Y yo insisto: quienes somos buenos lectores fue porque contamos en nuestra infancia con el privilegio de tener libros propios que nos abrieron las ventanas a la vida y a la imaginación. Cuentos o novelas que guardábamos bajo nuestra almohada, porque eran nuestros para disfrutarlos y atesorarlos. Libros que sentíamos como amigos, y con los cuales establecimos una relación de amor y complicidad. Aquellas lecturas representaban un mundo absolutamente personal. En muchas ocasiones, eran el único reducto de privacidad, el único resquicio por el que lográbamos evadirnos de una realidad opresora.

 

Y me pregunto: ¿qué hubiera sido de nosotros, sin esas lecturas que nos acompañaron en nuestra infancia, para algunos solitaria, para otros dolorosa?  Quién sabe dónde estaríamos muchos de quienes hoy estamos aquí, sin esos libros generosos que nos dieron refugio. Ellos disponían de tiempo para nosotros: sabían contar y sabían escuchar.

 

Con aquellos libros, nos asomábamos al mundo mientras aprendíamos a expresarnos. Y fueron los únicos que, aun en los peores momentos, siempre nos extendieron sus alas abiertas.

 

Bibliografía reciente: 

 

Alberto Manguel: Una historia de la lectura, Colombia, Grupo Editorial Norma, 1999. 

 

Berta  Hiriart:  Escribir para niñas y niños, México, Croma - Paidos, 2004. 

 

(Colectivo):  Niños, cuentos y palabras, Argentina, Novedades Educativas, 2003. 

 

Daniel Goldin:  Los días y los libros, México, Croma - Paidos 2006. 

 

Delia Lerner:  Leer y escribir en la escuela..., Méx. Fondo de Cultura Económica, 2003. 

 

Graciela Montes:  El corral de la infancia, México, Fondo de Cultura Económica, 2001.  

 

Iván Ilich:  La sociedad descolarizada, México, Fondo de Cultura Económica, 2006.  

 

Michel Peroni:  Historias de lectura, México, Fondo de Cultura Económica, 2003.  

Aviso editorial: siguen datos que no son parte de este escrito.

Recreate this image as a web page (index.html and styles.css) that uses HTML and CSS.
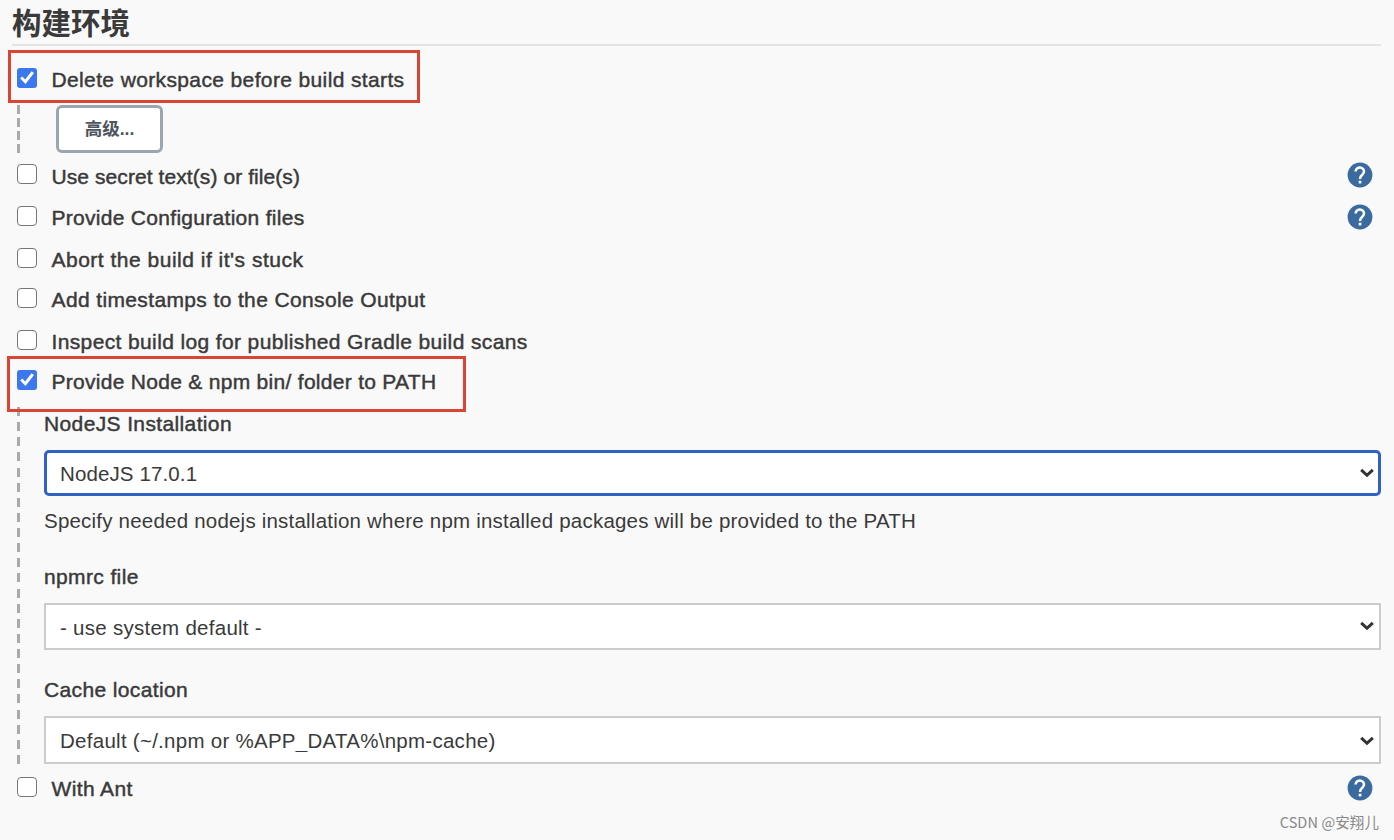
FILE: index.html
```html
<!DOCTYPE html>
<html lang="zh-CN">
<head>
  <meta charset="UTF-8">
  <meta name="viewport" content="width=device-width, initial-scale=1.0">
  <title>构建环境</title>
  <link rel="stylesheet" href="styles.css">
</head>
<body>
  <svg width="0" height="0" class="sprite">
    <symbol id="help" viewBox="0 0 26 26">
      <circle cx="13" cy="13" r="12.4" fill="#3b6a9f"/>
      <path d="M8.6 9.5a4.2 4 0 1 1 6.9 3c-1.5 1.2-2.5 2-2.5 4.4" fill="none" stroke="#fff" stroke-width="2.5"/>
      <rect x="11.7" y="18.7" width="2.7" height="2.7" fill="#fff"/>
    </symbol>
    <symbol id="arrow" viewBox="0 0 14 10">
      <path d="M1.2 1.8L7 7.3l5.8-5.5" fill="none" stroke="#333" stroke-width="3"/>
    </symbol>
  </svg>

  <form class="config">
    <h1 class="section-header">构建环境</h1>

    <div class="row first">
      <input type="checkbox" id="cleanup" checked>
      <label for="cleanup">Delete workspace before build starts</label>
      <div class="mark mark-delete"></div>
    </div>
    <div class="nested advanced">
      <button type="button" class="advanced-btn">高级...</button>
    </div>

    <div class="row tall">
      <input type="checkbox" id="secret">
      <label for="secret" class="secret-label">Use secret text(s) or file(s)</label>
      <svg class="help"><use href="#help"/></svg>
    </div>
    <div class="row tall">
      <input type="checkbox" id="files">
      <label for="files" class="files-label">Provide Configuration files</label>
      <svg class="help"><use href="#help"/></svg>
    </div>
    <div class="row">
      <input type="checkbox" id="abort">
      <label for="abort" class="abort-label">Abort the build if it's stuck</label>
    </div>
    <div class="row tall">
      <input type="checkbox" id="timestamps">
      <label for="timestamps">Add timestamps to the Console Output</label>
    </div>
    <div class="row">
      <input type="checkbox" id="gradle">
      <label for="gradle">Inspect build log for published Gradle build scans</label>
    </div>
    <div class="row">
      <input type="checkbox" id="node" checked>
      <label for="node" class="node-label">Provide Node &amp; npm bin/ folder to PATH</label>
      <div class="mark mark-node"></div>
    </div>

    <div class="nested node">
      <label class="field-label" for="install">NodeJS Installation</label>
      <div class="select focused">
        <select id="install"><option>NodeJS 17.0.1</option></select>
        <svg class="arrow"><use href="#arrow"/></svg>
      </div>
      <p class="description">Specify needed nodejs installation where npm installed packages will be provided to the PATH</p>
      <label class="field-label" for="npmrc">npmrc file</label>
      <div class="select">
        <select id="npmrc"><option>- use system default -</option></select>
        <svg class="arrow"><use href="#arrow"/></svg>
      </div>
      <label class="field-label cache-label" for="cache">Cache location</label>
      <div class="select cache">
        <select id="cache"><option>Default (~/.npm or %APP_DATA%\npm-cache)</option></select>
        <svg class="arrow"><use href="#arrow"/></svg>
      </div>
    </div>

    <div class="row last">
      <input type="checkbox" id="ant">
      <label for="ant">With Ant</label>
      <svg class="help"><use href="#help"/></svg>
    </div>
  </form>
  <footer class="watermark">CSDN @安翔儿</footer>
</body>
</html>
```
FILE: styles.css
```css
* {
  box-sizing: border-box;
}

body {
  margin: 0;
  height: 840px;
  overflow: hidden;
  background: #f9f9f9;
  color: #3a3a3a;
  font-family: "Liberation Sans", "Noto Sans CJK SC", sans-serif;
  font-size: 20.5px;
  letter-spacing: 0.21px;
}

.sprite {
  display: block;
}

.config {
  padding: 0 13px 0 12px;
}

.section-header {
  height: 46px;
  margin: 0;
  padding-top: 1px;
  border-bottom: 2px solid #e4e4e4;
  color: #3a3a3a;
  font-size: 29.5px;
  font-weight: 700;
  line-height: 45px;
  letter-spacing: 0;
}

/* Checkbox rows */
.row {
  position: relative;
  display: flex;
  align-items: flex-start;
  height: 40px;
  padding: 10px 8px 0 5px;
}

.row.first {
  margin-top: 12px;
}

.row.tall {
  height: 42px;
}

.row.last {
  margin-top: 3px;
}

.row label {
  flex: 1;
  margin-left: 14.5px;
  line-height: 24px;
}

.row label,
.field-label {
  font-size: 21px;
  letter-spacing: 0.37px;
  -webkit-text-stroke: 0.45px #3a3a3a;
}

.row .secret-label {
  padding-top: 1px;
  letter-spacing: 0.08px;
}

.row .files-label,
.row .node-label {
  letter-spacing: 0.29px;
}

.row .abort-label {
  letter-spacing: 0.5px;
}

input[type="checkbox"] {
  -webkit-appearance: none;
  appearance: none;
  width: 20px;
  height: 20px;
  margin: 0;
  border: 1.5px solid #767676;
  border-radius: 4px;
  background: #fff;
}

input[type="checkbox"]:checked {
  border: none;
  border-radius: 3px;
  background: #3b78ed;
}

input[type="checkbox"]:checked::after {
  content: "";
  display: block;
  width: 20px;
  height: 20px;
  background: #fff;
  clip-path: polygon(3.2px 10.6px, 5.3px 8.6px, 8.1px 11.6px, 14.6px 3.2px, 17px 4.9px, 8.5px 16px);
}

.help {
  width: 26px;
  height: 26px;
  margin-top: -2px;
}

/* Red frames around the important options */
.mark {
  position: absolute;
  z-index: 1;
  border: 3px solid #d84535;
  pointer-events: none;
}

.mark-delete {
  top: -8px;
  left: -4px;
  width: 412px;
  height: 53px;
}

.mark-node {
  top: -4px;
  left: -5px;
  width: 459px;
  height: 56px;
}

/* Dashed guide on the left */
.nested {
  margin-left: 5px;
  background: repeating-linear-gradient(#aaa 0 9px, transparent 9px 15.13px) left top / 3px 100% no-repeat;
}

.nested.advanced {
  height: 48px;
  margin-top: 7px;
  margin-bottom: 1px;
  padding-left: 39px;
  background-image: repeating-linear-gradient(#aaa 0 9px, transparent 9px 13px);
}

.advanced-btn {
  display: block;
  width: 107px;
  height: 48px;
  padding: 0;
  border: 3px solid #9aa5ad;
  border-radius: 6px;
  background: #fff;
  color: #4d545d;
  font: bold 17.5px/40px "Liberation Sans", "Noto Sans CJK SC", sans-serif;
}

.nested.node {
  height: 357px;
  margin-top: 7px;
  padding-left: 27px;
}

.field-label {
  display: block;
  height: 43px;
  padding-top: 5px;
  line-height: 24px;
}

.select {
  position: relative;
  height: 47px;
}

.select select {
  -webkit-appearance: none;
  appearance: none;
  display: block;
  width: 100%;
  height: 100%;
  padding: 2px 40px 0 14px;
  border: 2px solid #ccc;
  border-radius: 0;
  outline: none;
  background: #fff;
  color: #3a3a3a;
  font: inherit;
  letter-spacing: 0.27px;
}

.select.focused {
  height: 46px;
}

.select.focused select {
  padding: 0 40px 0 13px;
  border: 3px solid #2f62c4;
  border-radius: 5px;
  letter-spacing: 0.12px;
}

.select.cache {
  height: 48px;
}

.select.cache select {
  padding-top: 0;
}

.arrow {
  position: absolute;
  top: 18px;
  right: 7px;
  width: 14px;
  height: 10px;
}

.select.cache .arrow {
  top: 20px;
}

.description {
  height: 64px;
  margin: 0;
  padding-top: 13px;
  line-height: 24px;
}

.cache-label {
  height: 66px;
  padding-top: 28px;
}

.watermark {
  margin-top: 5px;
  padding-right: 15px;
  color: #888;
  font-family: "Noto Sans CJK SC", sans-serif;
  font-size: 14.5px;
  line-height: 20px;
  letter-spacing: 0.1px;
  text-align: right;
}
```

Michèle Petit:  Lecturas: del espacio íntimo al espacio público, México, FCE, 2006.  

 

Michèle Petit:  Nuevos acercamientos a los jóvenes y la lectura, México, FCE, 1999.  

 

Sylvia Puentes de Oyenard: El cuento y los cuentacuentos, Uruguay, AULI, 2004.  

 

Teresa Colomer:  Andar entre libros, México, Fondo de Cultura Económica, 2005.